Em casa, a montagem foi uma grande diversão, com direito a cantoria de músicas natalinas e histórias sobre mais um capítulo de uma família pobre e um menino predestinado que nasceu num estábulo para um dia pregar o amor ao próximo. Surgiram muitas perguntas e teses.
“Se ele ganhou tanto tesouro de três reis magos, deixou de ser pobre?“
“Se o Papai Noel mora no Polo Norte, ele não pode ficar num shopping.“
Eufóricas, as crianças interagiam se ajudando e opinando sobre como a outra estava executando sua parte. Pareciam Tico e Teco, a dupla de esquilos implicantes do desenho animado, num momento de interação cerimoniosa.

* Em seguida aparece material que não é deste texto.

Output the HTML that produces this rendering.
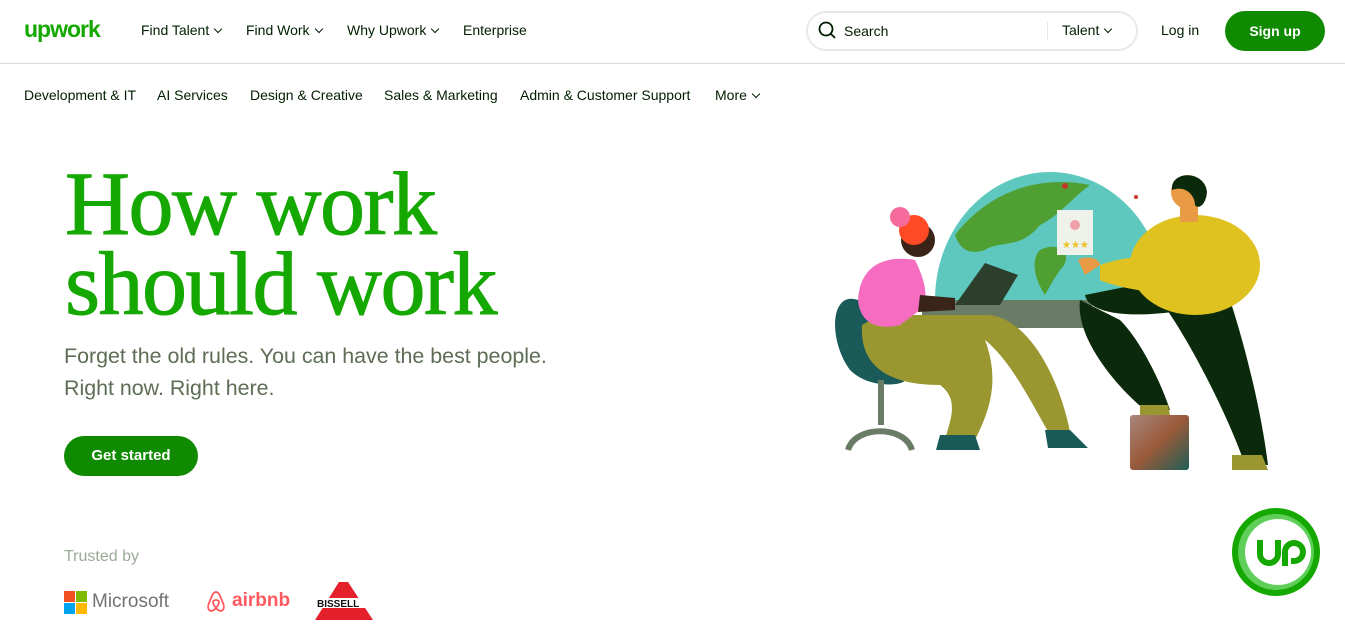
<!DOCTYPE html>
<html><head><meta charset="utf-8"><style>
*{margin:0;padding:0;box-sizing:border-box}
body{width:1345px;height:631px;overflow:hidden;background:#fff;font-family:"Liberation Sans",Arial,sans-serif;color:#001e00;position:relative}
.a{position:absolute;white-space:nowrap}
.nav{font-size:14px;color:#001e00}
.chev{display:inline-block;width:6px;height:6px;border-right:1.5px solid #001e00;border-bottom:1.5px solid #001e00;transform:rotate(45deg);margin-left:6px;position:relative;top:-3px}
</style></head><body>
<div class="a" style="left:24px;top:16px;font-size:23px;font-weight:bold;color:#14a800;letter-spacing:-1px">upwork</div>
<div class="a nav" style="left:141px;top:22px">Find Talent<span class="chev"></span></div>
<div class="a nav" style="left:246px;top:22px">Find Work<span class="chev"></span></div>
<div class="a nav" style="left:347px;top:22px">Why Upwork<span class="chev"></span></div>
<div class="a nav" style="left:463px;top:22px">Enterprise</div>
<div class="a" style="left:806px;top:11px;width:332px;height:40px;border:2px solid #e4ebe4;border-radius:20px"></div>
<svg class="a" style="left:818px;top:21px" width="20" height="20" viewBox="0 0 20 20"><circle cx="8" cy="8" r="6.5" fill="none" stroke="#001e00" stroke-width="1.8"/><line x1="12.8" y1="12.8" x2="17" y2="17" stroke="#001e00" stroke-width="1.8"/></svg>
<div class="a nav" style="left:844px;top:23px">Search</div>
<div class="a" style="left:1047px;top:22px;width:1px;height:18px;background:#e4ebe4"></div>
<div class="a nav" style="left:1062px;top:22px">Talent<span class="chev"></span></div>
<div class="a nav" style="left:1161px;top:22px">Log in</div>
<div class="a" style="left:1225px;top:11px;width:100px;height:40px;border-radius:20px;background:#108a00;color:#fff;font-weight:bold;font-size:14px;text-align:center;line-height:40px">Sign up</div>
<div class="a" style="left:0;top:63px;width:1345px;height:1px;background:#d5e0d5"></div>
<div class="a nav" style="left:24px;top:87px">Development &amp; IT</div>
<div class="a nav" style="left:157px;top:87px">AI Services</div>
<div class="a nav" style="left:250px;top:87px">Design &amp; Creative</div>
<div class="a nav" style="left:384px;top:87px">Sales &amp; Marketing</div>
<div class="a nav" style="left:520px;top:87px">Admin &amp; Customer Support</div>
<div class="a nav" style="left:715px;top:87px">More<span class="chev"></span></div>
<div class="a" style="left:65px;top:165px;font-family:'Liberation Serif',serif;font-size:90px;line-height:80px;color:#14a800;letter-spacing:-1.5px;-webkit-text-stroke:1px #14a800">How work<br>should work</div>
<div class="a" style="left:64px;top:340px;font-size:21.4px;line-height:32px;color:#5e6d55">Forget the old rules. You can have the best people.<br>Right now. Right here.</div>
<div class="a" style="left:64px;top:436px;width:134px;height:40px;border-radius:20px;background:#108a00;color:#fff;font-weight:bold;font-size:15px;text-align:center;line-height:40px">Get started</div>
<div class="a" style="left:64px;top:548px;font-size:16px;color:#9aaa97">Trusted by</div>
<svg class="a" style="left:64px;top:591px" width="23" height="23"><rect width="11" height="11" fill="#f25022"/><rect x="12" width="11" height="11" fill="#7fba00"/><rect y="12" width="11" height="11" fill="#00a4ef"/><rect x="12" y="12" width="11" height="11" fill="#ffb900"/></svg>
<div class="a" style="left:92px;top:591px;font-size:19px;color:#737373">Microsoft</div>
<svg class="a" style="left:203px;top:589px" width="26" height="26" viewBox="0 0 26 26"><path d="M13 3 C10 3 9 7 6 14 C3 21 8 25 13 19 C18 25 23 21 20 14 C17 7 16 3 13 3 Z M13 19 C9 14 9 11 13 11 C17 11 17 14 13 19" fill="none" stroke="#ff5a5f" stroke-width="1.8"/></svg>
<div class="a" style="left:232px;top:590px;font-size:19px;font-weight:bold;color:#ff5a5f">airbnb</div>
<svg class="a" style="left:315px;top:582px" width="60" height="38"><polygon points="24,0 33,0 58,38 0,38" fill="#e4202a"/><rect x="0" y="16" width="60" height="10" fill="#fff"/><text x="2" y="25" font-family="Liberation Sans" font-size="10" font-weight="bold" fill="#111">BISSELL</text></svg>
<svg class="a" style="left:820px;top:160px" width="460" height="320" viewBox="820 160 460 320">
<defs><linearGradient id="bc" x1="0" y1="0" x2="1" y2="1"><stop offset="0" stop-color="#a8857c"/><stop offset=".5" stop-color="#9a5a3a"/><stop offset="1" stop-color="#1e5e55"/></linearGradient></defs>
<path d="M935 300 A115 128 0 0 1 1165 300 Z" fill="#5ec8be"/>
<path d="M955 235 C990 190 1040 175 1090 185 C1070 200 1060 215 1040 225 C1020 250 1000 240 985 250 C970 255 960 250 955 235 Z" fill="#4f9f33"/>
<path d="M1040 250 C1060 240 1075 255 1060 270 C1050 285 1048 290 1045 295 C1035 280 1030 260 1040 250 Z" fill="#4f9f33"/>
<rect x="922" y="300" width="170" height="28" fill="#6a7b66"/>
<path d="M985 263 L1018 275 L1000 305 L955 305 Z" fill="#2c3f2c"/>
<path d="M858 300 C830 290 828 340 850 370 C870 390 905 385 905 380 L880 340 Z" fill="#1a5a58"/>
<rect x="878" y="380" width="6" height="45" fill="#6a7b66"/>
<path d="M848 450 C855 425 905 425 912 450" fill="none" stroke="#6a7b66" stroke-width="6"/>
<path d="M862 325 C860 360 880 385 940 385 C960 400 950 420 945 440 L975 440 C990 410 1000 380 985 340 C1010 360 1030 400 1050 435 L1070 432 C1060 380 1030 320 990 315 L880 315 Z" fill="#9a9630"/>
<path d="M940 435 L975 435 L980 450 L936 450 Z" fill="#1a5a58"/>
<path d="M1045 430 L1070 430 L1088 448 L1048 448 Z" fill="#1a5a58"/>
<path d="M858 300 C860 265 885 255 915 260 C925 280 930 300 920 310 L900 325 C880 330 860 325 858 300 Z" fill="#f56cc1"/>
<path d="M920 295 L955 298 L955 310 L918 312 Z" fill="#3a2418"/>
<circle cx="918" cy="240" r="17" fill="#3a2418"/>
<circle cx="914" cy="230" r="15" fill="#ff4b25"/>
<circle cx="900" cy="217" r="10" fill="#f56c9c"/>
<path d="M1080 300 C1075 340 1120 390 1145 410 L1170 410 C1160 380 1140 340 1120 320 Z" fill="#0b2a0b"/>
<path d="M1160 300 C1190 340 1230 420 1245 465 L1268 465 C1260 400 1240 330 1230 300 Z" fill="#0b2a0b"/>
<path d="M1085 295 C1090 320 1160 320 1230 300 L1160 280 Z" fill="#0b2a0b"/>
<ellipse cx="1195" cy="265" rx="65" ry="50" fill="#dfc21f"/>
<path d="M1100 265 C1130 255 1150 255 1170 265 L1160 292 C1140 292 1110 285 1100 280 Z" fill="#dfc21f"/>
<rect x="1130" y="415" width="59" height="55" rx="3" fill="url(#bc)"/>
<path d="M1140 405 L1168 405 L1170 415 L1140 415 Z" fill="#9a9630"/>
<path d="M1232 455 L1262 455 L1268 470 L1232 470 Z" fill="#9a9630"/>
<rect x="1180" y="200" width="18" height="22" fill="#e89a45"/>
<circle cx="1188" cy="192" r="17" fill="#e89a45"/>
<path d="M1172 190 C1170 170 1205 170 1207 192 C1206 205 1198 210 1195 205 C1195 195 1185 185 1172 190 Z" fill="#0b2a0b"/>
<rect x="1057" y="210" width="36" height="45" fill="#eef2ea"/>
<circle cx="1075" cy="225" r="5" fill="#f0a0a8"/>
<text x="1062" y="248" font-size="10" fill="#f0c020">★★★</text>
<path d="M1078 260 C1085 255 1100 258 1100 265 L1085 275 Z" fill="#e89a45"/>
<circle cx="1065" cy="186" r="3" fill="#c0392b"/><circle cx="1136" cy="197" r="2" fill="#c0392b"/>
</svg>
<svg class="a" style="left:1230px;top:506px" width="92" height="92" viewBox="0 0 92 92">
<circle cx="46" cy="46" r="44" fill="#14a800"/><circle cx="46" cy="46" r="38" fill="#5fcf5a"/><circle cx="48" cy="46" r="33" fill="#fff"/>
<path d="M30 34 v14 a9 9 0 0 0 18 0 v-14" fill="none" stroke="#14a800" stroke-width="6"/>
<path d="M55 60 v-14 a9 9 0 1 1 9 9 h-3" fill="none" stroke="#14a800" stroke-width="6"/>
</svg>
</body></html>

“Aqui, ó, este galho ainda está vazio, Carol.“
“Você acha que eu posso botar essa bola aqui, Lelê?“
Brigaram também, lógico. Imagine a disputa para pendurar o último enfeite. Teve hora que eu achei que havia galhos demais para serem abertos. Tanta coisa pra fazer em casa, fim de ano é sempre tão atribulado, mas fui obrigada a parar para olhar bolas reluzentes e enfeites dourados, a improvisar sobre o sentido dos presentes como símbolo de uma generosidade e de amizade que devemos exercitar o ano todo, com direito a metáforas sobre o pisca-pisca.
“Às vezes apaga, tudo fica escuro, mas acende rápido e nos ajuda a ver a beleza da árvore. A vida é cheia desses truques“.
Não sei se elas me entenderam, mas algo estava sendo semeado entre nós: um novo ritual. Eu recuperava a meu modo uma memória da infância sobre dias felizes.
Quando tudo ficou pronto, escureci a sala e acendi as luzes da árvore. As crianças estavam orgulhosas do trabalho concluído e um tanto hipnotizadas pelos galhos iluminados. Fez-se um silêncio obsequioso cheio de olhares de admiração e exclamações.
“Ficou linda!“, disseram.
Deparei com a caixa de papelão da árvore vazia e suspirei. Tralha. Não tenho sótão em casa para guardar tanta bagunça mas darei um jeito. Ano que vem, faremos tudo de novo. Há algo de sublime nisso.